>> BEGIN DATA SEGMENT

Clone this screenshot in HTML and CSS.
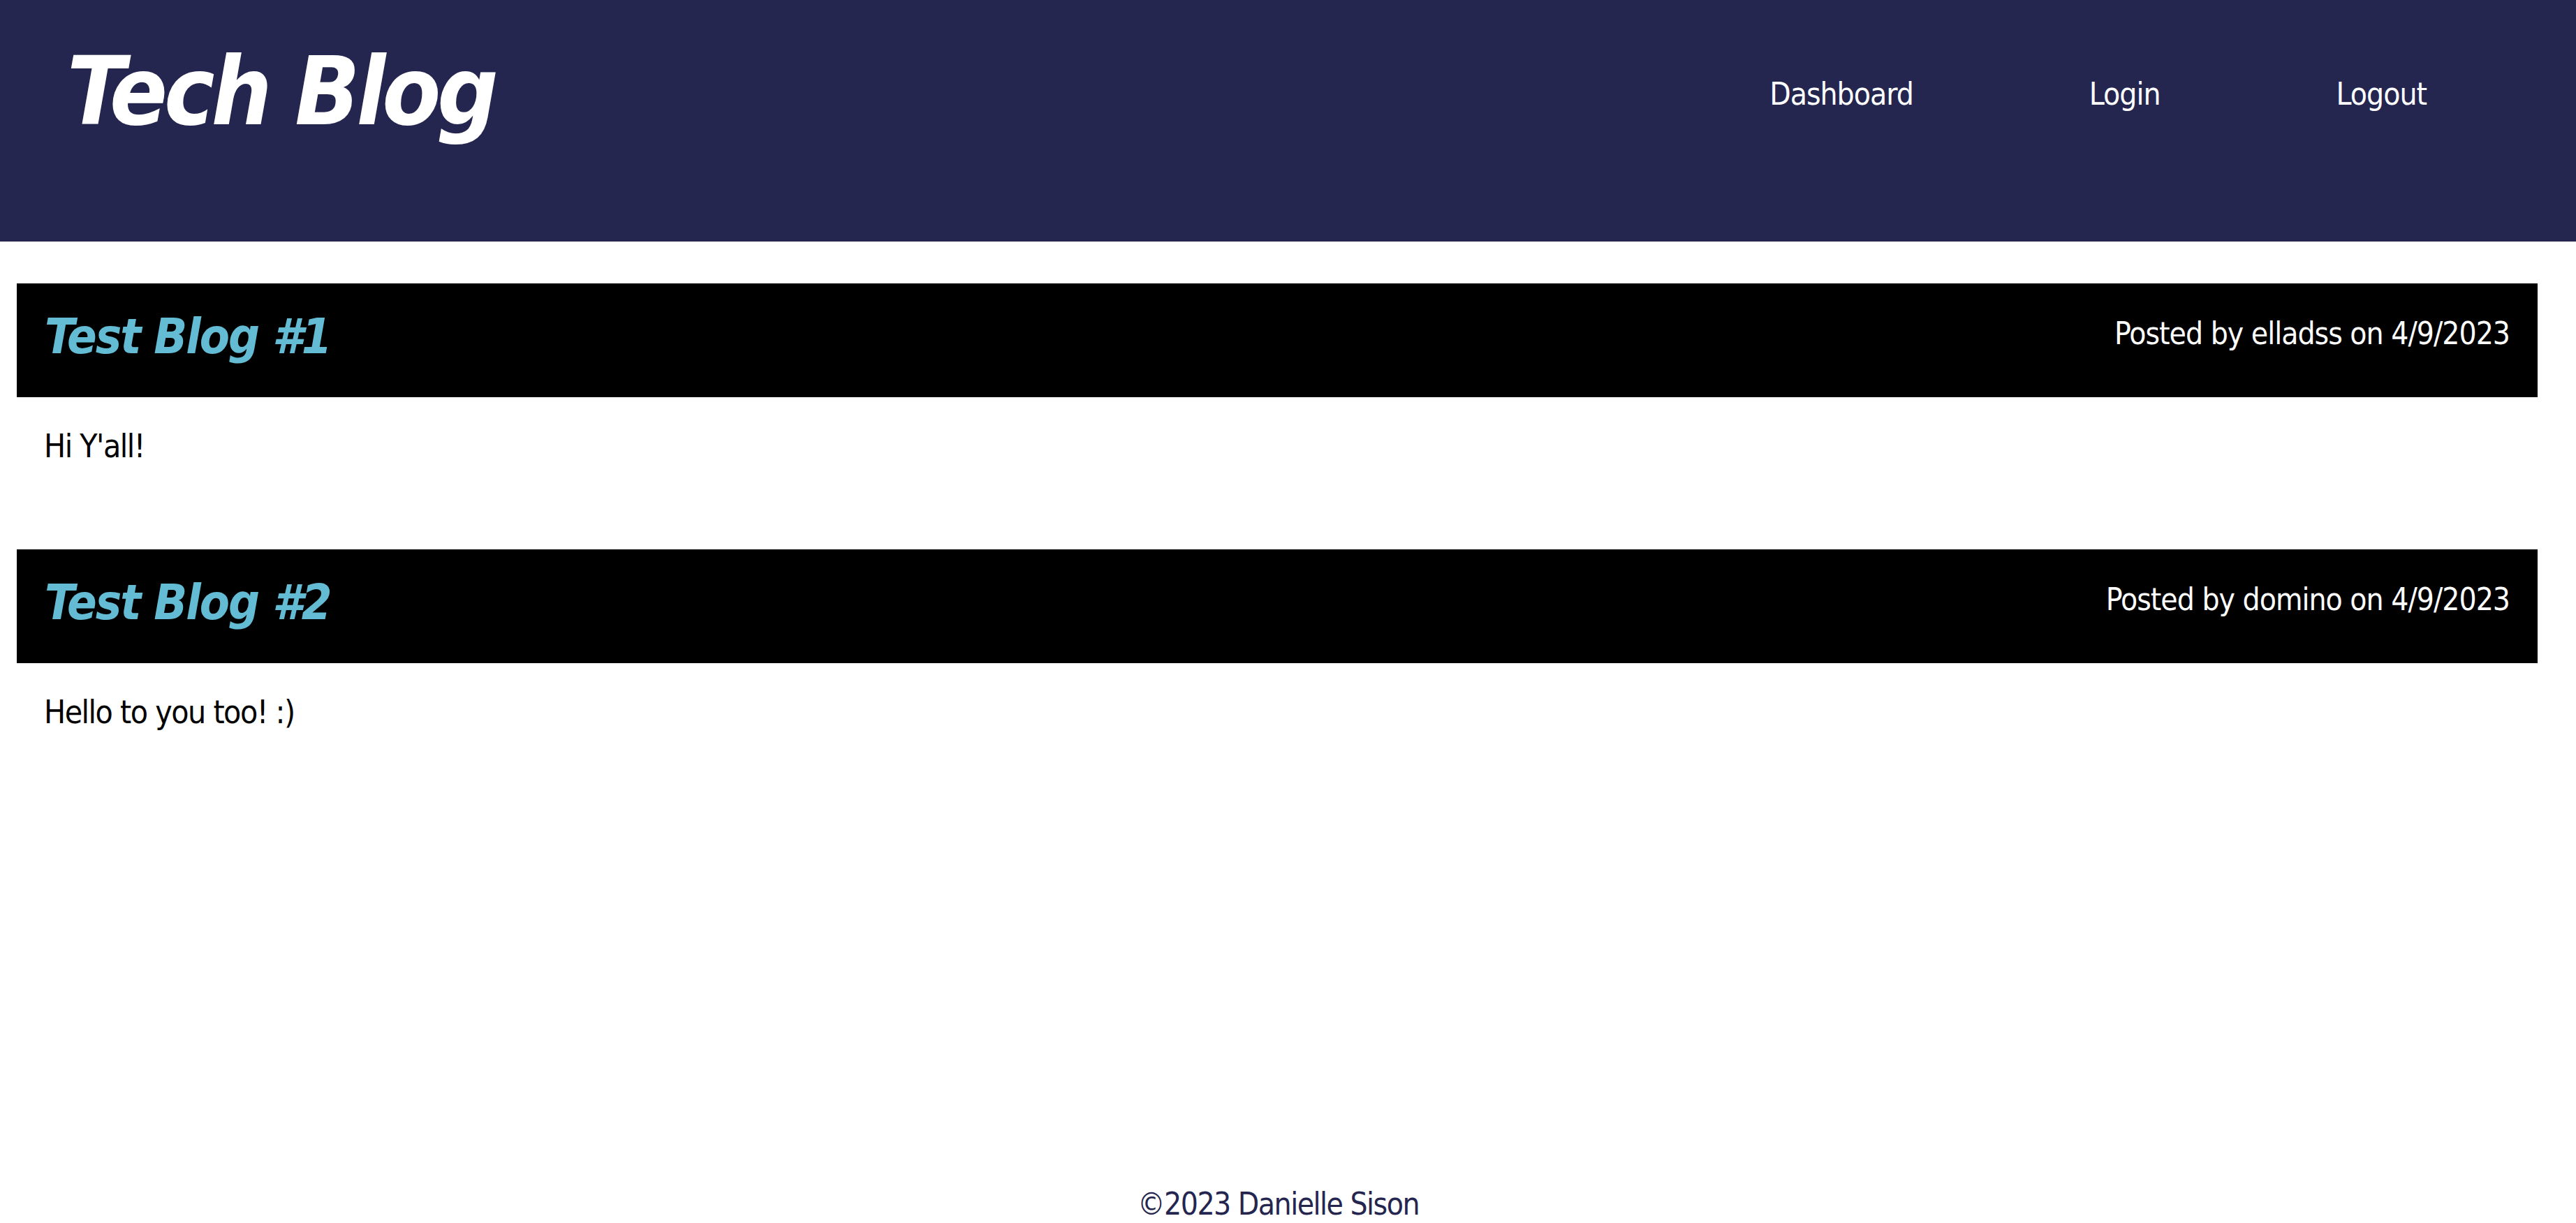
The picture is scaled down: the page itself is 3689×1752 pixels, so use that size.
FILE: index.html
```html
<!DOCTYPE html>
<html lang="en">
<head>
<meta charset="utf-8">
<title>Tech Blog</title>
<link rel="stylesheet" href="styles.css">
</head>
<body>
<header class="site-header">
  <h1 class="site-title">Tech Blog</h1>
  <nav class="site-nav">
    <a class="nav-link" href="#">Dashboard</a>
    <a class="nav-link" href="#">Login</a>
    <a class="nav-link" href="#">Logout</a>
  </nav>
</header>
<main class="posts">
  <article class="post">
    <div class="post-head">
      <h2 class="post-title">Test Blog #1</h2>
      <p class="post-meta">Posted by elladss on 4/9/2023</p>
    </div>
    <p class="post-body">Hi Y'all!</p>
  </article>
  <article class="post">
    <div class="post-head">
      <h2 class="post-title">Test Blog #2</h2>
      <p class="post-meta">Posted by domino on 4/9/2023</p>
    </div>
    <p class="post-body">Hello to you too! :)</p>
  </article>
</main>
<footer class="site-footer">©2023 Danielle Sison</footer>
</body>
</html>
```

FILE: styles.css
```css
html, body {
  margin: 0;
  padding: 0;
}
body {
  min-height: 100vh;
  display: flex;
  flex-direction: column;
  background: #ffffff;
  font-family: "Liberation Sans Narrow", "DejaVu Sans Condensed", "Liberation Sans", sans-serif;
  color: #000000;
}
.site-header {
  box-sizing: border-box;
  height: 346px;
  background: #24264f;
  display: flex;
  justify-content: space-between;
  align-items: flex-start;
  padding: 0 214px 0 96px;
}
.site-title {
  margin: 63px 0 0 0;
  font-size: 136px;
  line-height: 1;
  font-weight: bold;
  font-style: italic;
  letter-spacing: -5px;
  color: #ffffff;
}
.site-nav {
  display: flex;
  gap: 252px;
  margin-top: 113px;
}
.nav-link {
  font-size: 44px;
  line-height: 1;
  letter-spacing: -1px;
  color: #ffffff;
  text-decoration: none;
}
.posts {
  flex: 1;
  margin: 60px 55px 0 24px;
  display: flex;
  flex-direction: column;
  gap: 125px;
}
.post-head {
  box-sizing: border-box;
  height: 163px;
  background: #000000;
  display: flex;
  justify-content: space-between;
  align-items: flex-start;
  padding: 41px 40px 0 40px;
}
.post-title {
  margin: 0;
  font-size: 70px;
  line-height: 1;
  font-weight: bold;
  font-style: italic;
  letter-spacing: -2px;
  color: #63bcd4;
}
.post-meta {
  margin: 9px 0 0 0;
  font-size: 44px;
  line-height: 1;
  letter-spacing: -1px;
  color: #ffffff;
}
.post-body {
  margin: 47px 0 0 0;
  padding-left: 39px;
  font-size: 46px;
  line-height: 1;
  letter-spacing: -1.5px;
}
.site-footer {
  text-align: center;
  font-size: 44px;
  line-height: 1;
  letter-spacing: -1.5px;
  color: #24264f;
  padding: 0 28px 5px 0;
}
```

>> END DATA SEGMENT

From the listing, extract all text exactly as given and drop any picture.

### TASK SOLUTION
Clone this screenshot in HTML and CSS.
The picture is scaled down: the page itself is 3689×1752 pixels, so use that size.
FILE: index.html
```html
<!DOCTYPE html>
<html lang="en">
<head>
<meta charset="utf-8">
<title>Tech Blog</title>
<link rel="stylesheet" href="styles.css">
</head>
<body>
<header class="site-header">
  <h1 class="site-title">Tech Blog</h1>
  <nav class="site-nav">
    <a class="nav-link" href="#">Dashboard</a>
    <a class="nav-link" href="#">Login</a>
    <a class="nav-link" href="#">Logout</a>
  </nav>
</header>
<main class="posts">
  <article class="post">
    <div class="post-head">
      <h2 class="post-title">Test Blog #1</h2>
      <p class="post-meta">Posted by elladss on 4/9/2023</p>
    </div>
    <p class="post-body">Hi Y'all!</p>
  </article>
  <article class="post">
    <div class="post-head">
      <h2 class="post-title">Test Blog #2</h2>
      <p class="post-meta">Posted by domino on 4/9/2023</p>
    </div>
    <p class="post-body">Hello to you too! :)</p>
  </article>
</main>
<footer class="site-footer">©2023 Danielle Sison</footer>
</body>
</html>
```

FILE: styles.css
```css
html, body {
  margin: 0;
  padding: 0;
}
body {
  min-height: 100vh;
  display: flex;
  flex-direction: column;
  background: #ffffff;
  font-family: "Liberation Sans Narrow", "DejaVu Sans Condensed", "Liberation Sans", sans-serif;
  color: #000000;
}
.site-header {
  box-sizing: border-box;
  height: 346px;
  background: #24264f;
  display: flex;
  justify-content: space-between;
  align-items: flex-start;
  padding: 0 214px 0 96px;
}
.site-title {
  margin: 63px 0 0 0;
  font-size: 136px;
  line-height: 1;
  font-weight: bold;
  font-style: italic;
  letter-spacing: -5px;
  color: #ffffff;
}
.site-nav {
  display: flex;
  gap: 252px;
  margin-top: 113px;
}
.nav-link {
  font-size: 44px;
  line-height: 1;
  letter-spacing: -1px;
  color: #ffffff;
  text-decoration: none;
}
.posts {
  flex: 1;
  margin: 60px 55px 0 24px;
  display: flex;
  flex-direction: column;
  gap: 125px;
}
.post-head {
  box-sizing: border-box;
  height: 163px;
  background: #000000;
  display: flex;
  justify-content: space-between;
  align-items: flex-start;
  padding: 41px 40px 0 40px;
}
.post-title {
  margin: 0;
  font-size: 70px;
  line-height: 1;
  font-weight: bold;
  font-style: italic;
  letter-spacing: -2px;
  color: #63bcd4;
}
.post-meta {
  margin: 9px 0 0 0;
  font-size: 44px;
  line-height: 1;
  letter-spacing: -1px;
  color: #ffffff;
}
.post-body {
  margin: 47px 0 0 0;
  padding-left: 39px;
  font-size: 46px;
  line-height: 1;
  letter-spacing: -1.5px;
}
.site-footer {
  text-align: center;
  font-size: 44px;
  line-height: 1;
  letter-spacing: -1.5px;
  color: #24264f;
  padding: 0 28px 5px 0;
}
```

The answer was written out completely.